Do standard gradient descent methods work on complex variables I am currently whishing to optimize a function numerically $f(z)$ where $z \in \mathbb{C} $ ($f(z) \in \mathbb{R}$) . 
I am doing this via numerical packages (specifically scipy in python) and I have noticed that all the optimization methods in this package are tailored to only functions of domain in $\mathbb{R}$. I Played around for a bit with the complex optimization problem and at first sight it just seems like numerically optimizing a function of two variables since $z = (x,y) \equiv z = x + iy$ . 
I am aware that the definition of an analytic function is more rigorous than that of a real differentiable function in the sense that it should be differential from all directions $\Delta z = (\Delta x, \Delta y)$ so things become a bit more complicated. Given the situation above how can one approach the task of numerical optimization on a function of complex domain? Are there any standard routines for this ? 

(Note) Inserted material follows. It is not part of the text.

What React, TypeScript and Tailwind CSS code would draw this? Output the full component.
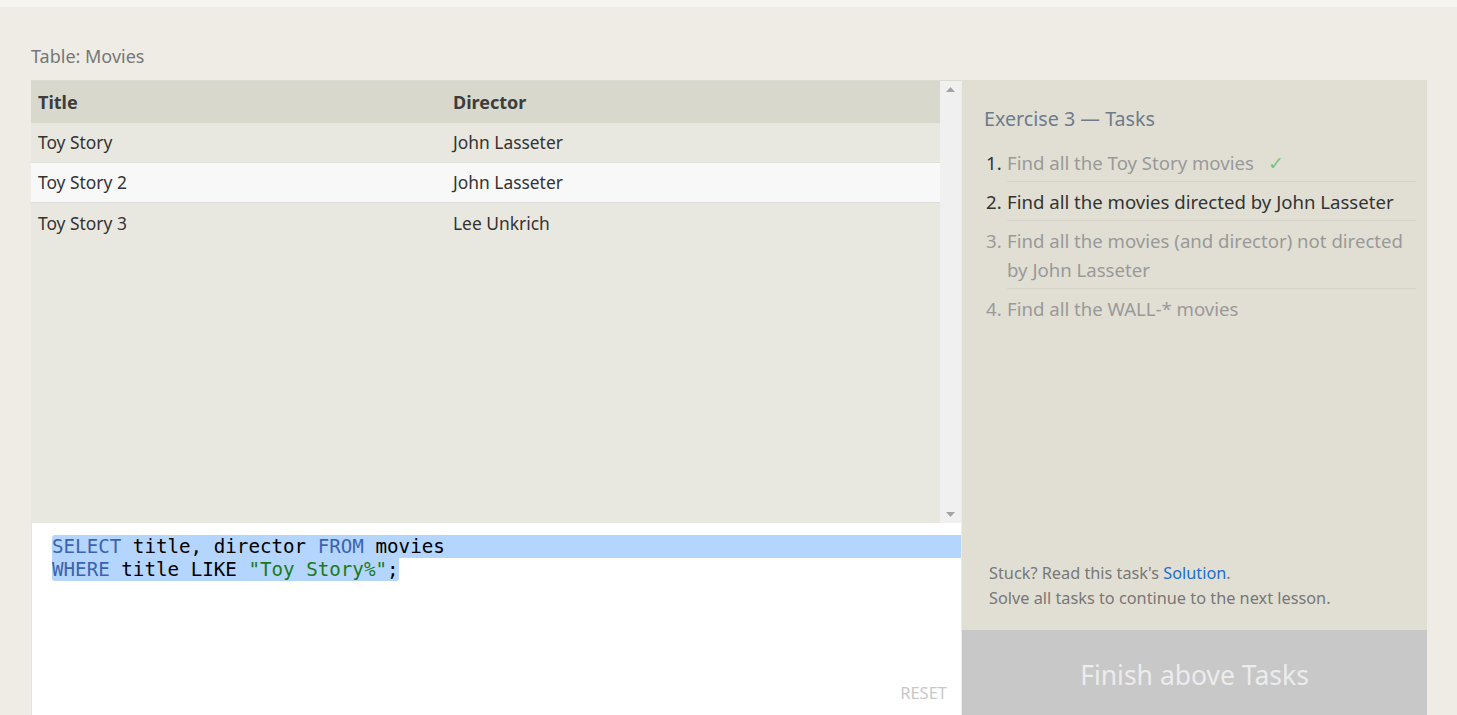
import React from "react";

const rows = [
  { title: "Toy Story", director: "John Lasseter" },
  { title: "Toy Story 2", director: "John Lasseter" },
  { title: "Toy Story 3", director: "Lee Unkrich" },
];

const tasks = [
  { text: "Find all the Toy Story movies", state: "done" },
  { text: "Find all the movies directed by John Lasseter", state: "active" },
  { text: "Find all the movies (and director) not directed by John Lasseter", state: "todo" },
  { text: "Find all the WALL-* movies", state: "todo" },
];

export default function App() {
  const sans = { fontFamily: '"Noto Sans", "Open Sans", sans-serif' };
  return (
    <div className="w-screen h-[715px] overflow-hidden bg-[#efece5]" style={sans}>
      {/* top strip */}
      <div className="h-[7px] bg-[#f6f5f1]" />

      <div className="pl-[31px] pr-[30px] pt-[37px]">
        <div className="text-[18px] leading-[24px] text-[#777] mb-[12px]">Table: Movies</div>

        <div className="flex">
          {/* left: result table + editor */}
          <div className="w-[930px] flex flex-col">
            <div className="h-[443px] flex bg-[#e9e8e0] border-t border-[#dcdbd3]">
              <div className="flex-1">
                <div className="flex h-[42px] items-center bg-[#d9d8cc] text-[18px] font-bold text-[#3d3d3d]">
                  <div className="w-[422px] pl-[7px]">Title</div>
                  <div>Director</div>
                </div>
                {rows.map((r, i) => (
                  <div
                    key={i}
                    className={`flex h-[40px] items-center text-[17.4px] text-[#333] ${
                      i < rows.length - 1 ? "border-b border-[#dedede]" : ""
                    } ${i === 1 ? "bg-[#f8f8f8]" : "bg-[#e9e8e0]"}`}
                  >
                    <div className="w-[422px] pl-[7px]">{r.title}</div>
                    <div>{r.director}</div>
                  </div>
                ))}
              </div>
              {/* scrollbar */}
              <div className="w-[21px] bg-[#f0f0f0] flex flex-col items-center justify-between py-[6px]">
                <svg width="9" height="5" viewBox="0 0 9 5">
                  <path d="M0 5 L4.5 0 L9 5 Z" fill="#a3a3a3" />
                </svg>
                <svg width="9" height="5" viewBox="0 0 9 5">
                  <path d="M0 0 L4.5 5 L9 0 Z" fill="#a3a3a3" />
                </svg>
              </div>
            </div>

            {/* editor */}
            <div className="h-[200px] bg-white pt-[12px] pl-[20px] relative border-l border-[#e6e4dc]">
              <div
                className="text-[19.2px] leading-[23px] text-black"
                style={{ fontFamily: '"DejaVu Sans Mono", "Liberation Mono", monospace' }}
              >
                <div className="bg-[#b4d5fe] rounded-tl-[3px] whitespace-pre">
                  <span className="text-[#3b63b0]">SELECT</span> title, director <span className="text-[#3b63b0]">FROM</span> movies
                </div>
                <div>
                  <span className="bg-[#b4d5fe] rounded-b-[3px] whitespace-pre inline-block">
                    <span className="text-[#3b63b0]">WHERE</span> title LIKE <span className="text-[#1a7a1a]">"Toy Story%"</span>;
                  </span>
                </div>
              </div>
              <div className="absolute right-[14px] top-[158px] text-[16.5px] text-[#c8c8c8]">RESET</div>
            </div>
          </div>

          {/* right: tasks */}
          <div className="ml-px flex-1 flex flex-col">
            <div className="h-[550px] bg-[#e1dfd4] pl-[22px] pr-[11px] pt-[26px] flex flex-col">
              <div className="text-[19.7px] leading-[26px] text-[#6e7b8b] mb-[11px]">Exercise 3 — Tasks</div>
              <ol className="text-[18.6px]">
                {tasks.map((t, i) => (
                  <li key={i} className="flex">
                    <span className={`w-[23px] shrink-0 pl-[2px] pt-[5px] leading-[29px] ${t.state === "todo" ? "text-[#999]" : "text-[#333]"}`}>
                      {i + 1}.
                    </span>
                    <div
                      className={`flex-1 leading-[29px] pt-[5px] pb-[4px] ${i < tasks.length - 1 ? "border-b border-[#d6d4c8]" : ""} ${
                        t.state === "active" ? "text-[#333]" : "text-[#999]"
                      }`}
                    >
                      {t.text}
                      {t.state === "done" && <span className="ml-[14px] text-[#7cc47c]">✓</span>}
                    </div>
                  </li>
                ))}
              </ol>
              <div className="mt-auto pb-[19px] pl-[5px] text-[16.3px] leading-[25px] text-[#777]">
                <div>
                  Stuck? Read this task's <span className="text-[#1a6dd1]">Solution</span>.
                </div>
                <div>Solve all tasks to continue to the next lesson.</div>
              </div>
            </div>
            <div className="h-[90px] bg-[#c8c8c8] flex items-start justify-center pt-[26px] text-[26.5px] text-[#ececec]">
              Finish above Tasks
            </div>
          </div>
        </div>
      </div>
    </div>
  );
}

 A: The complex plane is not an ordered set, so it is not exactly clear what you mean when you attempt to find the optima on a particular set. When you take a function $f:\mathbf{C} \to \mathbf{R}$, it does not make sense to talk of holomorphic properties of the function, but you can still consider harmonic functions, the real or imaginary part of an analytic function. Of course, every harmonic function is differentiable, so you can apply gradient descent, but there are some lovely theorems which tell you that gradient descent is quite useless in this situation.
The first problem you will find with harmonic functions is that there are no such thing as maxima and minima on open domains (except for zeroes). In fact, if a function has a local maxima, this implies that it is constant everywhere! Therefore, you should always look to the boundary of definition of a harmonic function for extrema -- either parameterize your domain's boundary, obtaining a 1D function to optimize, or use the method of Lagrangian multipliers.